Note that this contrasts with the position for group relief where formal consent is required. The reason for the difference is that the new owner of a subsidiary which:

  • has been sold by a parent company,


  • has had ACT surrendered to it,

is not likely to complain, even if the surrendered ACT is surplus and cannot be carried forward under the new ownership. However, the new owner of a subsidiary that has surrendered losses to its previous parent as group relief may well complain.

It is not necessary for companies to give the precise figures, following the decisions in Procter and Gamble Ltd v Taylerson, TL3159, TL3245 (CTM20190)and Gallic Leasing Ltd v Coburn, TL3175, TL3264 and TL3290. These cases were not themselves concerned with ACT surrender. But they seem to establish the general principle that a claim may be adequate if presented in such a way that the figures are only ascertainable later.
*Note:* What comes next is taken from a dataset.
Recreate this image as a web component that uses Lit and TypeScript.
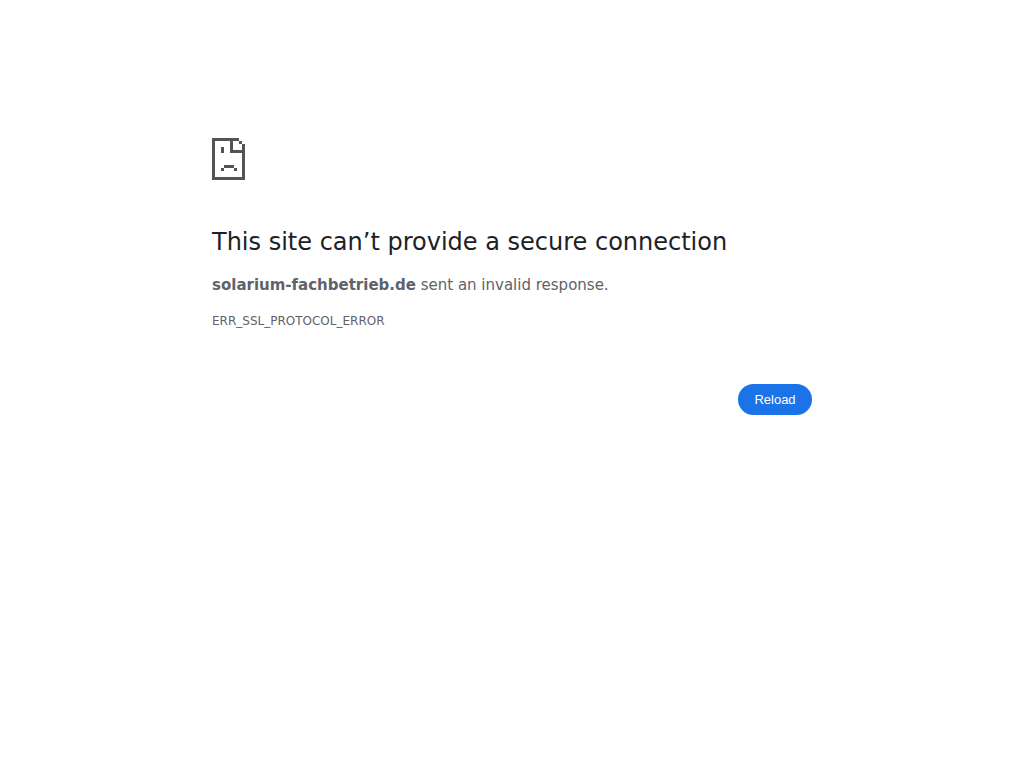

It follows that a claim to surrender ACT in terms of an estimated figure to be finally settled by a formula, or a claim made only by way of a formula, is acceptable. Such aclaim cannot take account of any later event, although, in practice, account may be taken of any other claim that could have been made at the date of the claim to surrender. Thus account could be taken of a claim to group relief in respect of a loss of another group member, to the extent that the loss had not been surrendered elsewhere at the date of the claim. A claim expressed in terms of surrendering ACT to the extent that it is surplus should be taken to mean the surplus as at the time the claim is made, although this may only be ascertainable later. Any claim to surrender or notification of consent considered deficient should be brought to the attention of the company or its agents immediately.

A claim to surrender ACT may be withdrawn at any time before its determination. Using this facility, provided the statutory time limit has not expired, the surrendering company may be able to take account of events that have occurred since the date of the original claim by withdrawing that claim and making a new one.

A claim to surrender ACT is determined when:

  • notice of consent by the subsidiary has been received,
  • all the figures in the claim have been quantified,
  • an inspector has given a decision on the claim, either by letter or by an assessment.

So where a company makes a single formula claim to surrender ACT to a number of subsidiary companies, the claim cannot be determined until the amount destined for each subsidiary is agreed.

Until a claim to surrender ACT is determined the subsidiary cannot properly take account of the benefit of the ACT in computing its CT liability. However, where a surrendering company has made a valid claim there is no objection to the subsidiary provisionally including the amount which is likely to be surrendered in its computation of tax payable on form CT200.